Set problem: Report every line in the listing below where the string "this" shows up.

===== Information supplied

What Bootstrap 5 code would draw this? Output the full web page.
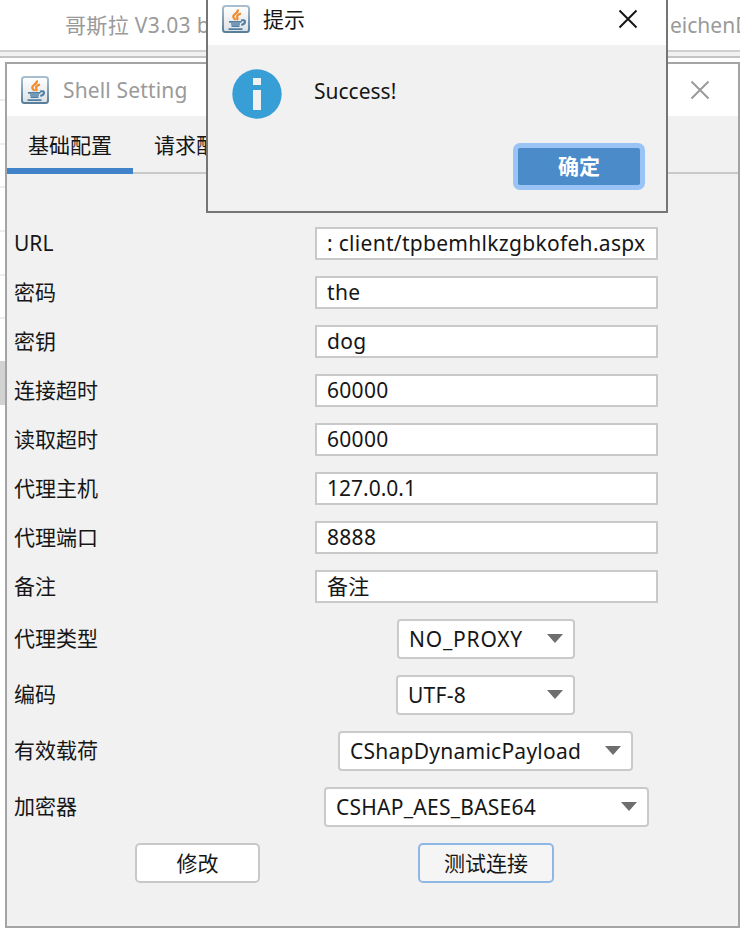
<!DOCTYPE html>
<html lang="zh-CN">
<head>
<meta charset="utf-8">
<meta name="viewport" content="width=device-width, initial-scale=1">
<title>Shell Setting</title>
<link href="https://cdn.jsdelivr.net/npm/bootstrap@5.3.0/dist/css/bootstrap.min.css" rel="stylesheet">
<style>
html,body{height:929px;overflow:hidden}
body{font:21px/28px "Noto Sans","Noto Sans CJK SC",sans-serif;color:#161616;background:#fff;position:relative}
svg{display:block;flex:none}
.desk-title{height:50px;padding:0 0 0 65px;color:#9a9a9a;overflow:hidden}
.desk-title .head{width:200px;flex:none;letter-spacing:.35px}
.desk-title .tail{margin-left:405px;flex:none}
.desk-rule{height:8px;background:#f1f1f1;border-top:2px solid #cfcfcf;border-bottom:2px solid #c4c4c4}
.desk-rows{width:5px;margin-top:41px}
.desk-rows i{display:block;height:43.7px;border-top:2px solid #ededed}
.desk-rows .picked{background:#d2d2d2;border-color:#d2d2d2}
.shell-win{left:5px;top:62px;width:735px;height:866px;border:2px solid #a4a4a4;background:#f1f1f1}
.win-bar{height:52px;color:#9a9a9a;padding:0 28px 0 14px}
.win-bar .name{margin-left:14px;letter-spacing:.15px}
.tab-strip{height:58px;border-bottom:2px solid #c9c9c9}
.tab-item{height:58px;width:126px;padding-top:15px;text-align:center}
.tab-item.on{border-bottom:6px solid #4083c9}
.form-area{padding:45px 0 0 7px}
.line{height:49px}
.line.tall{height:56px}
.line .caption{width:301px;padding-bottom:2px}
.line .slot{width:343px}
.entry{height:33px;border:2px solid #c9c9c9;background:#fff;padding:0 0 0 10px;overflow:hidden}
.entry span{display:block;height:27px;padding-top:1px;line-height:26px;overflow:hidden;white-space:pre;letter-spacing:.3px}
.entry .addr{letter-spacing:0}
.combo{height:40px;border:2px solid #cacaca;border-radius:4px;background:#fff;padding:0 10px 1px;letter-spacing:.25px;margin-right:2px}
.combo span{white-space:pre}
.combo.w-no{letter-spacing:.8px;margin-right:1px}
.push{height:40px;border:2px solid #c8c8c8;border-radius:5px;background:#fff;color:#161616;padding:0;font-size:21px;line-height:34px}
.push.hot{border-color:#8fb7e4;background:#f5f5f5}
.w-no{width:178px}.w-utf{width:179px}.w-pay{width:295px}.w-enc{width:325px}
.combo.w-enc{margin-right:0}
.w-edit{width:125px;margin-left:121px}.w-test{width:136px;margin-left:158px}
.msg-win{left:206px;top:-8px;width:462px;height:221px;border:2px solid #757575;background:#f1f1f1}
.msg-bar{height:51px;padding:5px 28px 6px 14px;background:#fff}
.msg-bar .name{margin:0 auto 0 13px}
.msg-body{padding:24px 0 0 24px}
.push.ok{width:132px;height:47px;margin:24px 21px 0 0;border:5px solid #99c4f5;border-radius:7px;background:#4c8bca;color:#fff;font-weight:700;line-height:37px}
</style>
<script src="https://cdn.jsdelivr.net/npm/bootstrap@5.3.0/dist/js/bootstrap.bundle.min.js"></script>
</head>
<body>
<svg width="0" height="0" class="position-absolute">
  <defs>
    <linearGradient id="face" x2="0" y2="1"><stop stop-color="#fff"/><stop offset="1" stop-color="#dce1e5"/></linearGradient>
    <linearGradient id="rim" x2="0" y2="1"><stop stop-color="#a9bfd0"/><stop offset="1" stop-color="#587e9a"/></linearGradient>
    <symbol id="java" viewBox="0 0 28 28">
      <rect x="1" y="1" width="26" height="26" rx="2.5" fill="url(#face)" stroke="url(#rim)" stroke-width="2"/>
      <path d="M15.800 4.500C17 8 10.500 9 11.300 12c.3 1.200 1.700 2 2.200 3M19 8.500c-2.500.8-4.500 2-3.800 3.600.5 1 .7 1.800-.3 2.900" fill="none" stroke="#f08a2c" stroke-width="2.200"/>
      <path d="M7 16.800h12.500M9 19h9M9.500 21.200h8M6.500 24.200h14" fill="none" stroke="#4f7fa5" stroke-width="1.700"/>
      <path d="M19 15.500c5-1.500 5.500 3 .3 4.500" fill="none" stroke="#4f7fa5" stroke-width="2.100"/>
    </symbol>
    <symbol id="cross" viewBox="0 0 20 20"><path d="M1.500 1.500l17 17M18.500 1.500l-17 17" stroke="currentColor" stroke-width="2" fill="none"/></symbol>
    <symbol id="tri" viewBox="0 0 16 9"><path d="M0 0h16L8 9z" fill="#6e6e6e"/></symbol>
  </defs>
</svg>

<div class="desk-title d-flex align-items-center text-nowrap"><span class="head">哥斯拉 V3.03 b</span><span class="tail">eichenD</span></div>
<div class="desk-rule"></div>
<div class="desk-rows"><i></i><i></i><i></i><i></i><i></i><i></i><i class="picked"></i></div>

<main class="shell-win position-absolute">
  <div class="win-bar bg-white d-flex align-items-center">
    <svg width="28" height="28"><use href="#java"/></svg>
    <span class="name me-auto">Shell Setting</span>
    <svg width="20" height="20"><use href="#cross"/></svg>
  </div>
  <div class="tab-strip d-flex">
    <div class="tab-item on">基础配置</div><div class="tab-item">请求配置</div>
  </div>
  <div class="form-area">
    <div class="line d-flex align-items-center"><span class="caption">URL</span><div class="slot entry"><span>: client/tpbemhlkzgbkofeh.aspx</span></div></div>
    <div class="line d-flex align-items-center"><span class="caption">密码</span><div class="slot entry"><span>the</span></div></div>
    <div class="line d-flex align-items-center"><span class="caption">密钥</span><div class="slot entry"><span>dog</span></div></div>
    <div class="line d-flex align-items-center"><span class="caption">连接超时</span><div class="slot entry"><span>60000</span></div></div>
    <div class="line d-flex align-items-center"><span class="caption">读取超时</span><div class="slot entry"><span>60000</span></div></div>
    <div class="line d-flex align-items-center"><span class="caption">代理主机</span><div class="slot entry"><span class="addr">127.0.0.1</span></div></div>
    <div class="line d-flex align-items-center"><span class="caption">代理端口</span><div class="slot entry"><span>8888</span></div></div>
    <div class="line d-flex align-items-center"><span class="caption">备注</span><div class="slot entry"><span>备注</span></div></div>
    <div class="line tall d-flex align-items-center"><span class="caption">代理类型</span><div class="slot d-flex justify-content-center"><div class="combo w-no d-flex align-items-center justify-content-between"><span>NO_PROXY</span><svg width="16" height="9"><use href="#tri"/></svg></div></div></div>
    <div class="line tall d-flex align-items-center"><span class="caption">编码</span><div class="slot d-flex justify-content-center"><div class="combo w-utf d-flex align-items-center justify-content-between"><span>UTF-8</span><svg width="16" height="9"><use href="#tri"/></svg></div></div></div>
    <div class="line tall d-flex align-items-center"><span class="caption">有效载荷</span><div class="slot d-flex justify-content-center"><div class="combo w-pay d-flex align-items-center justify-content-between"><span>CShapDynamicPayload</span><svg width="16" height="9"><use href="#tri"/></svg></div></div></div>
    <div class="line tall d-flex align-items-center"><span class="caption">加密器</span><div class="slot d-flex justify-content-center"><div class="combo w-enc d-flex align-items-center justify-content-between"><span>CSHAP_AES_BASE64</span><svg width="16" height="9"><use href="#tri"/></svg></div></div></div>
    <div class="line tall d-flex align-items-center"><button class="btn push w-edit">修改</button><button class="btn push hot w-test">测试连接</button></div>
  </div>
</main>

<section class="msg-win position-absolute">
  <div class="msg-bar d-flex align-items-center">
    <svg width="28" height="28"><use href="#java"/></svg>
    <span class="name">提示</span>
    <svg width="20" height="20"><use href="#cross"/></svg>
  </div>
  <div class="msg-body d-flex">
    <svg width="50" height="50" viewBox="0 0 50 50"><circle cx="25" cy="25" r="24.700" fill="#389fd6"/><path d="M21 9h8v7h-8zM21 21h8v20h-8z" fill="#f1f1f1"/></svg>
    <span class="ms-4 mt-2 ps-2">Success!</span>
  </div>
  <div class="d-flex justify-content-end"><button class="btn push ok">确定</button></div>
</section>
</body>
</html>
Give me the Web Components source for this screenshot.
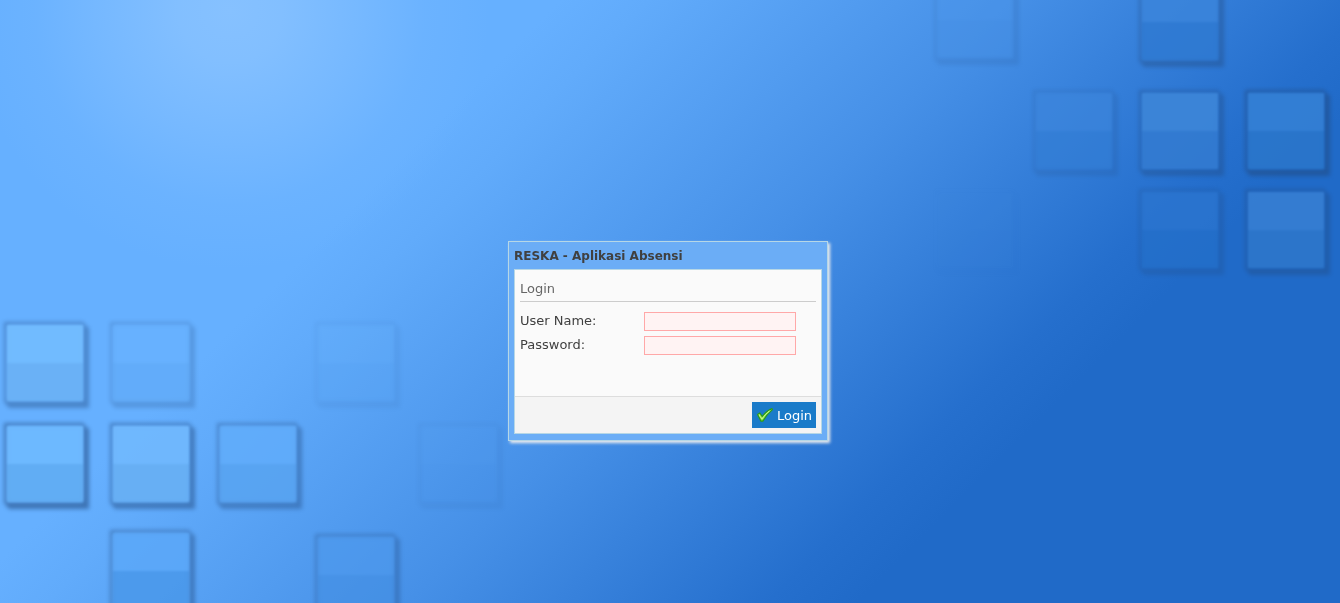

==========

The output:
What Bootstrap 5 code would draw this? Output the full web page.
Give me the Web Components source for this screenshot.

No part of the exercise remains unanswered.